Your objective -> Can you output, word for word, the lines between the one holding "Recreate this image" and the one holding "54px; height: 28px;", inclusive, leaving out any pictures?

──────

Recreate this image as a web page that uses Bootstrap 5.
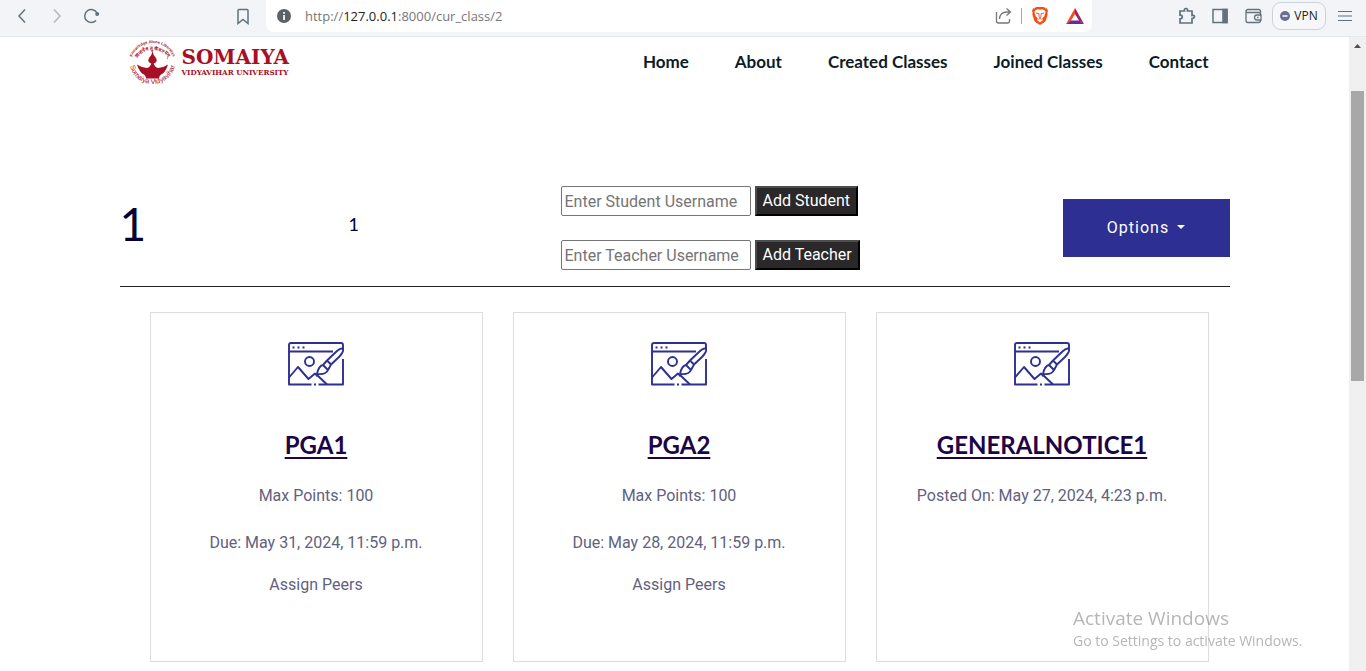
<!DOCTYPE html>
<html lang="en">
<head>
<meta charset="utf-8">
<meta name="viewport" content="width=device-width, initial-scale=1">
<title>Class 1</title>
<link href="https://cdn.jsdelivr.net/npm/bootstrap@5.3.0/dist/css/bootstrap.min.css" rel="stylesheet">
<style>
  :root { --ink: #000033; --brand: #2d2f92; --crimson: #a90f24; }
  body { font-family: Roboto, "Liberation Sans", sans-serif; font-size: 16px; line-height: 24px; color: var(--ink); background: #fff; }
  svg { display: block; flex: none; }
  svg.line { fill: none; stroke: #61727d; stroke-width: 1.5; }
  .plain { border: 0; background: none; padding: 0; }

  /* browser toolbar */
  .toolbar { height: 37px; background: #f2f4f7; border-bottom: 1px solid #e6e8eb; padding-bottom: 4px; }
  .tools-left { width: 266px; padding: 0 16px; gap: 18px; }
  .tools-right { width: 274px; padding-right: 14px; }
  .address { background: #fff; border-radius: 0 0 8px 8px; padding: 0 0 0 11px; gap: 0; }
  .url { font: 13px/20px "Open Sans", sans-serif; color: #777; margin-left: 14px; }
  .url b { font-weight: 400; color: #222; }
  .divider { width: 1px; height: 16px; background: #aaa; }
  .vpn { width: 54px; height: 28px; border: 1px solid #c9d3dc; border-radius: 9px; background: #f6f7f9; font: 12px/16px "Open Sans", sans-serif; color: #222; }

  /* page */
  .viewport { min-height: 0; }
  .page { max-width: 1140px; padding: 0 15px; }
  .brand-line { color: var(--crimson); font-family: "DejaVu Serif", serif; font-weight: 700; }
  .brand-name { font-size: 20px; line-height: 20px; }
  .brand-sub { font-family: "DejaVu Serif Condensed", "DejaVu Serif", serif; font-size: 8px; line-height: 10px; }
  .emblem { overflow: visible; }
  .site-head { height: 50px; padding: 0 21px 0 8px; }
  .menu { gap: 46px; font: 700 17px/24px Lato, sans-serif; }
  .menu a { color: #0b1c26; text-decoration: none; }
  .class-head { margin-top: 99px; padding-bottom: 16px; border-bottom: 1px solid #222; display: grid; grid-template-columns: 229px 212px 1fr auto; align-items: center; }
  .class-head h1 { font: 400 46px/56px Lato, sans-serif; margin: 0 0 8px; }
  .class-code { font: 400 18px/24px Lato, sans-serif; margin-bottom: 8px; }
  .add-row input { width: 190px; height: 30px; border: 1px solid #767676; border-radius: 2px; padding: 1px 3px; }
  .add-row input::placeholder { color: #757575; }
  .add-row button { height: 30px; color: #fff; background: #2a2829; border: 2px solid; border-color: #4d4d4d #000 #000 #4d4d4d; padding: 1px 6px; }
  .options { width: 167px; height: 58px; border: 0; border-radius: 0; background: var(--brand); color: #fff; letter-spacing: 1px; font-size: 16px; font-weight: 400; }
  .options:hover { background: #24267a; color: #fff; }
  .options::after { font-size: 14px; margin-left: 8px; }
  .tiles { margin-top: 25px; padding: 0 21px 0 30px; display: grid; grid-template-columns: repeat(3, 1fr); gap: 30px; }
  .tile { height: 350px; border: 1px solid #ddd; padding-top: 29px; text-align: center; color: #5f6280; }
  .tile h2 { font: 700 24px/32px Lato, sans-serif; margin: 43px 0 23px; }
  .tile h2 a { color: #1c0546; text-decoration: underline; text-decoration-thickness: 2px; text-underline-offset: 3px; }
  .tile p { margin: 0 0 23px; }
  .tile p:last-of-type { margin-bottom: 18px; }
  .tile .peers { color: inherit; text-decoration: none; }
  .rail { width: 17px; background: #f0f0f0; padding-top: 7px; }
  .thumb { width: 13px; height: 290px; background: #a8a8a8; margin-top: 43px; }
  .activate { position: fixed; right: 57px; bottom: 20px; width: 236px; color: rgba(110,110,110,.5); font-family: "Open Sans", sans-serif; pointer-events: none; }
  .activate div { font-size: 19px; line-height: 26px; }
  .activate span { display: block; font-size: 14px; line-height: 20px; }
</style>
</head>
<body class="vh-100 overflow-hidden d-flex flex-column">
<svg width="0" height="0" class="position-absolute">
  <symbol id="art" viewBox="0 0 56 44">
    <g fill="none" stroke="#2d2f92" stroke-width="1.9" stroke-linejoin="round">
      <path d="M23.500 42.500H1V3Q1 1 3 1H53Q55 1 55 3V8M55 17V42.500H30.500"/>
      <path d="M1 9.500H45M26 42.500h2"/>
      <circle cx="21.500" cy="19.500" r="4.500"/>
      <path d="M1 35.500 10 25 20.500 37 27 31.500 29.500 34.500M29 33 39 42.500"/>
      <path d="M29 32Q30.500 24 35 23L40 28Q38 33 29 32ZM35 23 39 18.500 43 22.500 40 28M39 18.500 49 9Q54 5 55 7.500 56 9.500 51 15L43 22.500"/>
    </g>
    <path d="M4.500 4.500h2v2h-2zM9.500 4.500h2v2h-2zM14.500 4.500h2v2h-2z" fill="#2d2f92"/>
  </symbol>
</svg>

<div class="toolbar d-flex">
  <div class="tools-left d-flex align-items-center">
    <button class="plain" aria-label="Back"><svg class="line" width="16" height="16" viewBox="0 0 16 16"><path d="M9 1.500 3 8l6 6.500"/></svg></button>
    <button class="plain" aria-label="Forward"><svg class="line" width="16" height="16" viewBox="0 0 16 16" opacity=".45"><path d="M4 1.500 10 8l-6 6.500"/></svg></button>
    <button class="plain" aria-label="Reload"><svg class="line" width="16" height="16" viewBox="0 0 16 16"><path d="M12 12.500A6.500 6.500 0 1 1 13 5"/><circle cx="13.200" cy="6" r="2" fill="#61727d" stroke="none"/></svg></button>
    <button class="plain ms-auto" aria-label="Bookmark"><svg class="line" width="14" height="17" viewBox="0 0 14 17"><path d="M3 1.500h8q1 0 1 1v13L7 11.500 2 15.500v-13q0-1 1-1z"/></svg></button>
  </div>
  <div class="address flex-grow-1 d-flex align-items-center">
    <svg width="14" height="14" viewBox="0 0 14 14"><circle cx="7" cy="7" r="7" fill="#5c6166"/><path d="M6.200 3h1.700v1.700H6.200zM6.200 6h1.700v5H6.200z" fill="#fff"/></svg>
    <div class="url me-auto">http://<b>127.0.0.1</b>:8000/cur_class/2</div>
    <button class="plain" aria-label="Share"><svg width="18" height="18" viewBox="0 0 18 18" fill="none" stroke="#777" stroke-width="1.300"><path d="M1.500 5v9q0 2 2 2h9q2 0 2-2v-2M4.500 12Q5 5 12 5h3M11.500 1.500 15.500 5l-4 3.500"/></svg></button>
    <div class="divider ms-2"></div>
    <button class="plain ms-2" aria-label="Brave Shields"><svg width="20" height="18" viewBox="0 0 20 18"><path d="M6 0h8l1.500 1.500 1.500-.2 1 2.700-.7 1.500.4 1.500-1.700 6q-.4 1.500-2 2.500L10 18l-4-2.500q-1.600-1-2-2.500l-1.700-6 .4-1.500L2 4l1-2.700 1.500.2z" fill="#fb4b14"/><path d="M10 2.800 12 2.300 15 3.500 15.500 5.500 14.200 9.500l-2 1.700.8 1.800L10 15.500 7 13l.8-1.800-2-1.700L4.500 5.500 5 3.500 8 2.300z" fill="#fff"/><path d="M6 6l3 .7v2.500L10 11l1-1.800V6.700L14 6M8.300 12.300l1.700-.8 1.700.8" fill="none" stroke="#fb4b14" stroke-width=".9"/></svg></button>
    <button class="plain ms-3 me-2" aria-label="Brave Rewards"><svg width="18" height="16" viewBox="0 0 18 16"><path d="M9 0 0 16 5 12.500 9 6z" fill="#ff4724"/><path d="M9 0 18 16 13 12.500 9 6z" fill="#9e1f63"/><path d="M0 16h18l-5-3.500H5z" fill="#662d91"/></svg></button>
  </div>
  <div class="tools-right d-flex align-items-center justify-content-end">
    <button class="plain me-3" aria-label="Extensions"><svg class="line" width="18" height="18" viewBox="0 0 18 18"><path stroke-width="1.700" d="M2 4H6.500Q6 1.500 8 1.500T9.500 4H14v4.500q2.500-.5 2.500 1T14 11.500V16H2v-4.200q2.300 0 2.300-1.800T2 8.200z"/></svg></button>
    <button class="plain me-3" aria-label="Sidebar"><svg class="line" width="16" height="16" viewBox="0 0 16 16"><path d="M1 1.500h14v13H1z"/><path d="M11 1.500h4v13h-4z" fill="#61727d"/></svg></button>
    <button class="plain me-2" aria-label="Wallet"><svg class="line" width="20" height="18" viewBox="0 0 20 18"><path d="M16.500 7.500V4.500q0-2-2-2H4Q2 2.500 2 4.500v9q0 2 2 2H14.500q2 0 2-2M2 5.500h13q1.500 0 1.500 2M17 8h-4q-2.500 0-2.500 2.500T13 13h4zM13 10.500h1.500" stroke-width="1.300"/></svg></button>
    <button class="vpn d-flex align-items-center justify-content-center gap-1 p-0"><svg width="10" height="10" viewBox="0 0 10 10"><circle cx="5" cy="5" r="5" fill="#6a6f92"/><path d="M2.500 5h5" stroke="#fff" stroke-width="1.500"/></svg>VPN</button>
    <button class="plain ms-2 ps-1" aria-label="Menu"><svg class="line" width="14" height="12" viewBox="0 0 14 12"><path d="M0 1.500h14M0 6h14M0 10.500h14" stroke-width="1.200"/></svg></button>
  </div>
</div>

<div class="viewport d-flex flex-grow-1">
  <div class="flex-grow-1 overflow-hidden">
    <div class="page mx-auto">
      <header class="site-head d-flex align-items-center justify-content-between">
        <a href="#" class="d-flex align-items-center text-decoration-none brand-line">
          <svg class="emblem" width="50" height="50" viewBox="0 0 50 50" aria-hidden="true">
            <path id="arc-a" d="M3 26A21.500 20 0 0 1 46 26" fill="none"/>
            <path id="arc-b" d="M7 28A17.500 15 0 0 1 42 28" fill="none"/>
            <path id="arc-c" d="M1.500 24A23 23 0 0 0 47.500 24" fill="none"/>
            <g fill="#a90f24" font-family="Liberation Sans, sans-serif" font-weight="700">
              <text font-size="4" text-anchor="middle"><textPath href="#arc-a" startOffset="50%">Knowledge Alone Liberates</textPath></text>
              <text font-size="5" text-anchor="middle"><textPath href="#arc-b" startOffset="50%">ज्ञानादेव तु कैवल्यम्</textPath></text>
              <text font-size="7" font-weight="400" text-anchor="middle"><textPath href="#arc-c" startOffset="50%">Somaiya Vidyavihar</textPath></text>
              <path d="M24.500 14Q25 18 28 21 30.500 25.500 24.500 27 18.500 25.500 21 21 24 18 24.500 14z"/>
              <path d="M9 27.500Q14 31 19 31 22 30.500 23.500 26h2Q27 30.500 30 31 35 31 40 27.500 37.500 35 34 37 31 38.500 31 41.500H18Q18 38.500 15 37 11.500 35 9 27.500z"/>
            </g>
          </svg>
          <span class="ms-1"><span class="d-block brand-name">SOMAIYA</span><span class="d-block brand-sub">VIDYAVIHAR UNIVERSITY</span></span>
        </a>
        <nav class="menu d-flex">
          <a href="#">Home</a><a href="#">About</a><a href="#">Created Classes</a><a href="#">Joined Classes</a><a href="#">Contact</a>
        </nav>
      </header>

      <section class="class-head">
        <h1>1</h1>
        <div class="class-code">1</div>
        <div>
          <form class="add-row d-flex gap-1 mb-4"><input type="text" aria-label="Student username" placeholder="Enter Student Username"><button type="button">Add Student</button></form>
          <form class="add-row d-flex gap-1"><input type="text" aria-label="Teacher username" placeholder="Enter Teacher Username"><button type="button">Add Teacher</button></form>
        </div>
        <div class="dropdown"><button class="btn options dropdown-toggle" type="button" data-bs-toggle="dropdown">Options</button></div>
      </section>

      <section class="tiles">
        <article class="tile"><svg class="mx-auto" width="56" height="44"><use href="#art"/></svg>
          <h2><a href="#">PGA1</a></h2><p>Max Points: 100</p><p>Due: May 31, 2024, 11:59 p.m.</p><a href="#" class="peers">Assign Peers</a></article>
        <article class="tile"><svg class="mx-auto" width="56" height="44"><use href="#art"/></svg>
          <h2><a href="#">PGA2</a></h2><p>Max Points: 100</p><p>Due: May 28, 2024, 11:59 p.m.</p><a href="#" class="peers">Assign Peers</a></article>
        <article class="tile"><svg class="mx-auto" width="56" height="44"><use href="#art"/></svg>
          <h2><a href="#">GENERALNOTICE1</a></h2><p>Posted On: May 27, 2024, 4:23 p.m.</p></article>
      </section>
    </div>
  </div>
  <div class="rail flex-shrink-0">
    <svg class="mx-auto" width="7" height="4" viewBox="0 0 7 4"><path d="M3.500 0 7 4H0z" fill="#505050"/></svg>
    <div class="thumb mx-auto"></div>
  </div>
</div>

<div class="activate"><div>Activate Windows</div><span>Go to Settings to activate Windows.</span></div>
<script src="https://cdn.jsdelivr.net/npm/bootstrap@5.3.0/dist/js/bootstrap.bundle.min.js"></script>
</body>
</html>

──────

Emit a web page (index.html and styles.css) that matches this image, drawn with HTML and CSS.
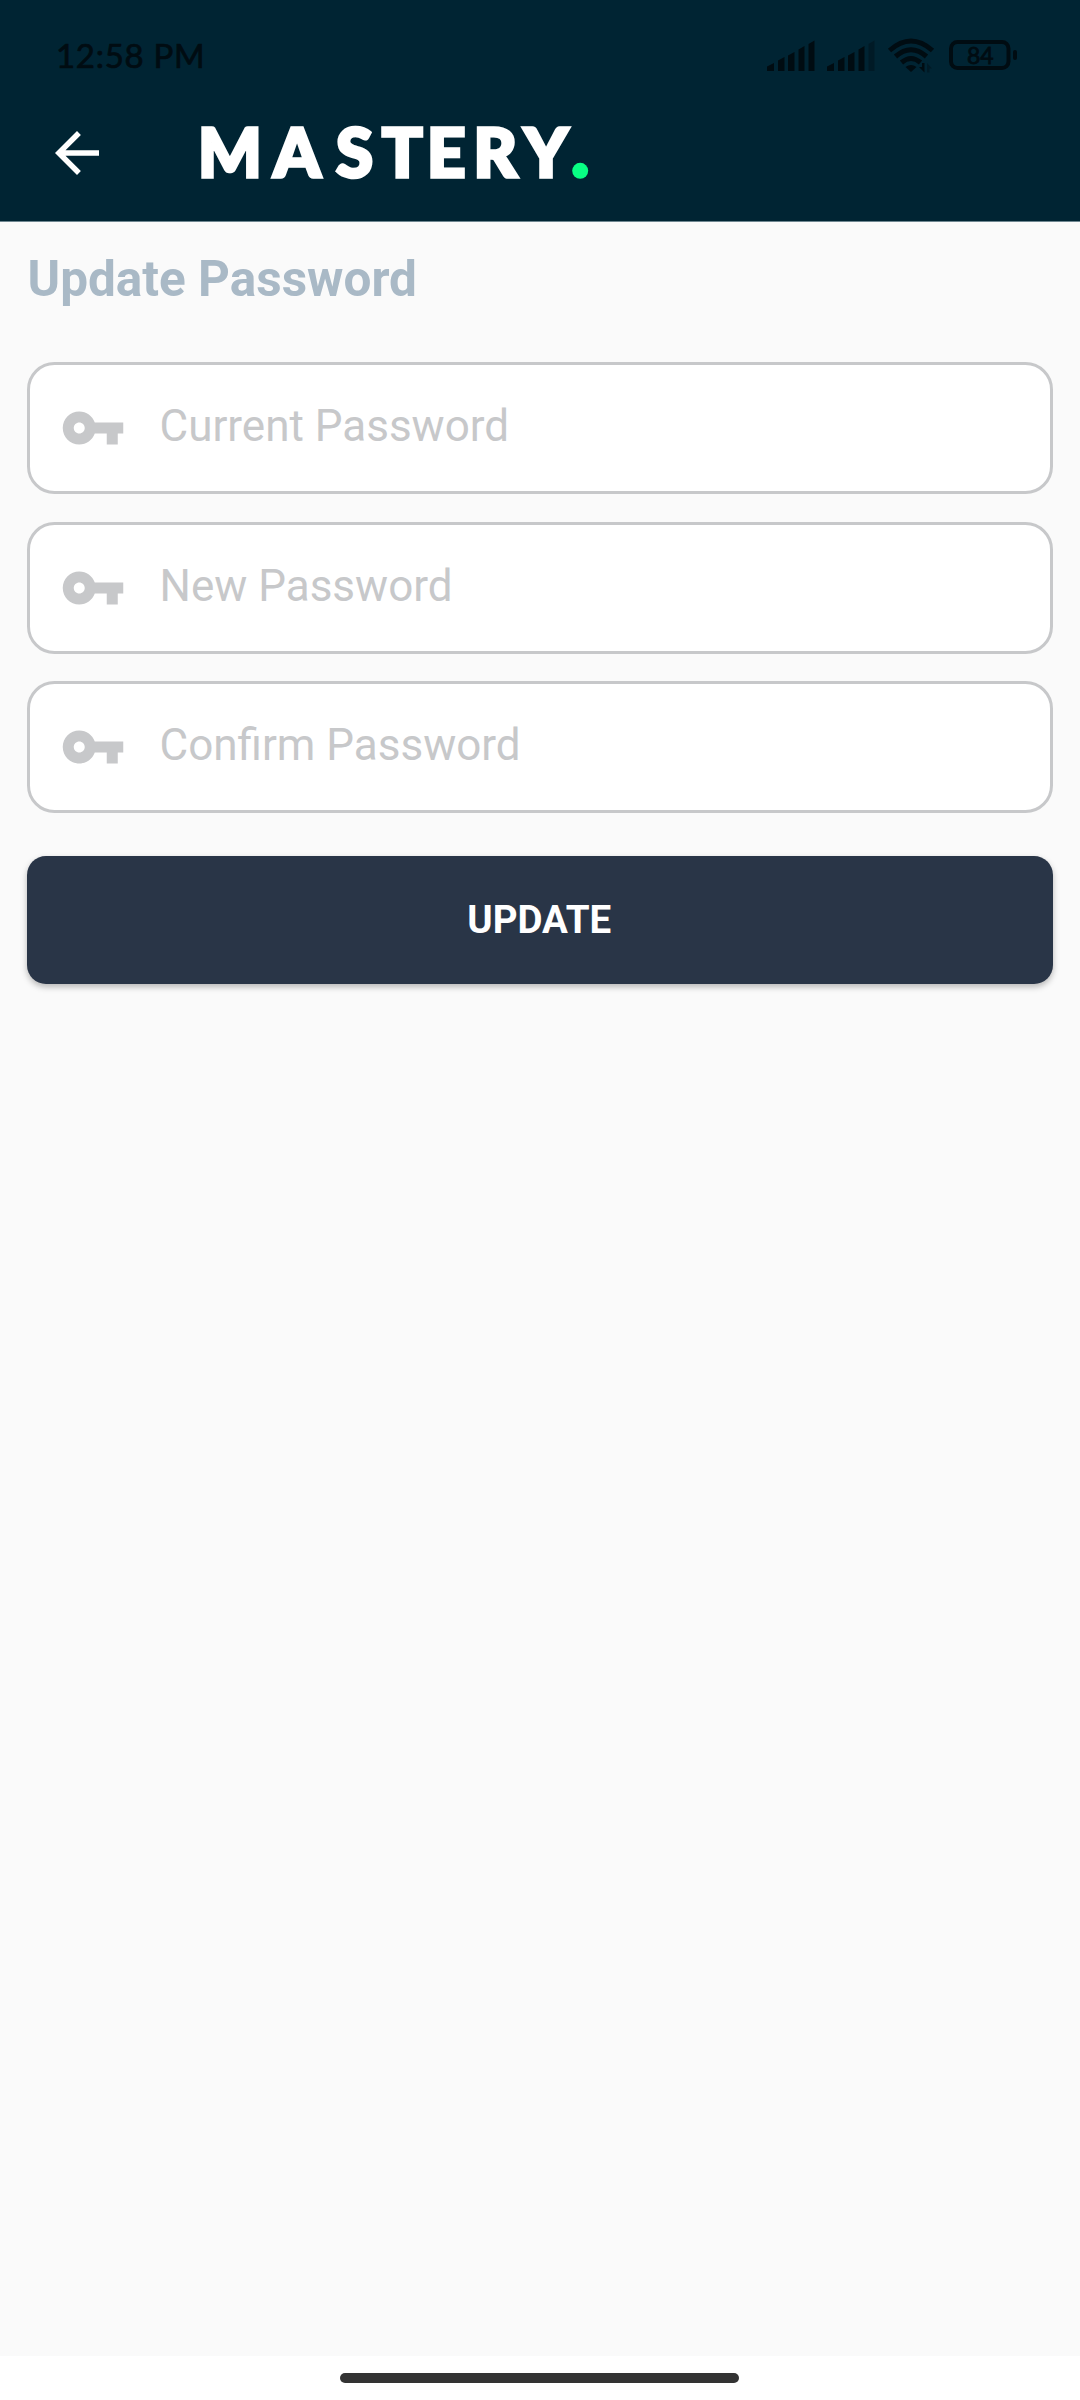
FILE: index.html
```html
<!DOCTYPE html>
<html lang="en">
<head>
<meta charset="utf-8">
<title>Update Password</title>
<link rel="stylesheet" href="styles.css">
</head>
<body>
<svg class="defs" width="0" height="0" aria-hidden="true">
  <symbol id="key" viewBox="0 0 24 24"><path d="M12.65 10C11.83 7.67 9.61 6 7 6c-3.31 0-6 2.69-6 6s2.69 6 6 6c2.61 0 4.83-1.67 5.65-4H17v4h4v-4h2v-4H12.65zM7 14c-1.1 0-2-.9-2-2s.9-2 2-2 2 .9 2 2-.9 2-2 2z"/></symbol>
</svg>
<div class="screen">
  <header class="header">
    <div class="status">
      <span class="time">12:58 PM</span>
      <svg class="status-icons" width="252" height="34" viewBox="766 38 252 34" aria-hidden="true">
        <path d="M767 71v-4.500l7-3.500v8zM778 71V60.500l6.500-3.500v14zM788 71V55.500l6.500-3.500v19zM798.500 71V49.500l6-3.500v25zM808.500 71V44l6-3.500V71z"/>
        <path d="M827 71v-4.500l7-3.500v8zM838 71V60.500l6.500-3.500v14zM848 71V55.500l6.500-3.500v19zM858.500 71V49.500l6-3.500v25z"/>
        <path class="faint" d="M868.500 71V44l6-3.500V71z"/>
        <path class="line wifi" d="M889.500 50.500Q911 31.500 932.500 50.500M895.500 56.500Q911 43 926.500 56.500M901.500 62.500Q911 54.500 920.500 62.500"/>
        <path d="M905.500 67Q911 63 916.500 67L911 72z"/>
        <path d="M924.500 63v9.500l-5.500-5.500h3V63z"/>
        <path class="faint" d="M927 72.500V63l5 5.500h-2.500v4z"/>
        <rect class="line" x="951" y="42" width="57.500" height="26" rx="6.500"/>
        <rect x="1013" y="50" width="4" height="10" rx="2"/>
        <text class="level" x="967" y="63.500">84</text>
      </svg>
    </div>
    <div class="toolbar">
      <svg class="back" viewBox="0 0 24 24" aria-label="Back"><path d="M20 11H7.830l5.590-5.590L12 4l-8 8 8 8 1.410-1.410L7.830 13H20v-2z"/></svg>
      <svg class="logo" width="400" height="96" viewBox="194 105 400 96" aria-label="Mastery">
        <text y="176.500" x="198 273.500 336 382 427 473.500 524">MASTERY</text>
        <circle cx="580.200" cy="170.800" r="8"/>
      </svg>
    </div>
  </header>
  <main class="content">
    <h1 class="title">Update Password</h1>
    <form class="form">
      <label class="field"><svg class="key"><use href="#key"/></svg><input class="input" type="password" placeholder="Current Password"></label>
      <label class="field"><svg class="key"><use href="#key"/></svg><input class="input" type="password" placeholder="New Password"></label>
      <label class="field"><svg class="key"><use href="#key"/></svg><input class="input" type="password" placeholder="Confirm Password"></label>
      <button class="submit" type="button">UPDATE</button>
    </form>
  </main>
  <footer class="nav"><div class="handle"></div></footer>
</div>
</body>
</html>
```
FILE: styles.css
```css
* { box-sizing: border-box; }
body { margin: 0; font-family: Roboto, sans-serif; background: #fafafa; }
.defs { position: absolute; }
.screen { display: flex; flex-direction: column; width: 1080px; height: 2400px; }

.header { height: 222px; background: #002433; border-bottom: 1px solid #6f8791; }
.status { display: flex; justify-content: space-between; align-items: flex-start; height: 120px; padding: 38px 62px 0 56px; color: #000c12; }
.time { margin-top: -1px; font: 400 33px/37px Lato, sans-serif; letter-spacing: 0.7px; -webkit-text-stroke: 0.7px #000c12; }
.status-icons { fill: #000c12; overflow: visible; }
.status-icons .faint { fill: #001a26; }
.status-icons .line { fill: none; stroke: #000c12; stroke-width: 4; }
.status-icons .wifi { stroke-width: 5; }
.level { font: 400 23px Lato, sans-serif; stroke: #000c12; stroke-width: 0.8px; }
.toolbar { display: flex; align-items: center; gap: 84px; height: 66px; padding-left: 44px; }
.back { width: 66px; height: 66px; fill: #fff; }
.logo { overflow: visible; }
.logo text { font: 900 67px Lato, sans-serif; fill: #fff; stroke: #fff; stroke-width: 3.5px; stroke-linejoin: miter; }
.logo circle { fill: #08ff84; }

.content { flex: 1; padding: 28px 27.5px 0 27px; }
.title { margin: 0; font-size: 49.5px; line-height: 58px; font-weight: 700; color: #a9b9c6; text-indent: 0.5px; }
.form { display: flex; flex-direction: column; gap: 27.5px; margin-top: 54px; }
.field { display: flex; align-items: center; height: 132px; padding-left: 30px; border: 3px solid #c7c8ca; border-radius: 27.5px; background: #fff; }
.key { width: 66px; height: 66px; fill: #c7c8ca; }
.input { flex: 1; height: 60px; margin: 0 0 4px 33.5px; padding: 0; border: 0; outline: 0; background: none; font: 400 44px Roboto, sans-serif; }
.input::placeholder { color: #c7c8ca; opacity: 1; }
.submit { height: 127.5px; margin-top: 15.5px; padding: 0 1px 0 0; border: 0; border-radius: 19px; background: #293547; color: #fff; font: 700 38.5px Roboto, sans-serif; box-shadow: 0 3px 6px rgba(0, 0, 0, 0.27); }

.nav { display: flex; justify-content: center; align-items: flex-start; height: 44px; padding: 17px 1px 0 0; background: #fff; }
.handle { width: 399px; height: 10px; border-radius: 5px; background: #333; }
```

──────

Result of this exercise ->
Recreate this image as a web page that uses Bootstrap 5.
<!DOCTYPE html>
<html lang="en">
<head>
<meta charset="utf-8">
<meta name="viewport" content="width=device-width, initial-scale=1">
<title>Class 1</title>
<link href="https://cdn.jsdelivr.net/npm/bootstrap@5.3.0/dist/css/bootstrap.min.css" rel="stylesheet">
<style>
  :root { --ink: #000033; --brand: #2d2f92; --crimson: #a90f24; }
  body { font-family: Roboto, "Liberation Sans", sans-serif; font-size: 16px; line-height: 24px; color: var(--ink); background: #fff; }
  svg { display: block; flex: none; }
  svg.line { fill: none; stroke: #61727d; stroke-width: 1.5; }
  .plain { border: 0; background: none; padding: 0; }

  /* browser toolbar */
  .toolbar { height: 37px; background: #f2f4f7; border-bottom: 1px solid #e6e8eb; padding-bottom: 4px; }
  .tools-left { width: 266px; padding: 0 16px; gap: 18px; }
  .tools-right { width: 274px; padding-right: 14px; }
  .address { background: #fff; border-radius: 0 0 8px 8px; padding: 0 0 0 11px; gap: 0; }
  .url { font: 13px/20px "Open Sans", sans-serif; color: #777; margin-left: 14px; }
  .url b { font-weight: 400; color: #222; }
  .divider { width: 1px; height: 16px; background: #aaa; }
  .vpn { width: 54px; height: 28px; border: 1px solid #c9d3dc; border-radius: 9px; background: #f6f7f9; font: 12px/16px "Open Sans", sans-serif; color: #222; }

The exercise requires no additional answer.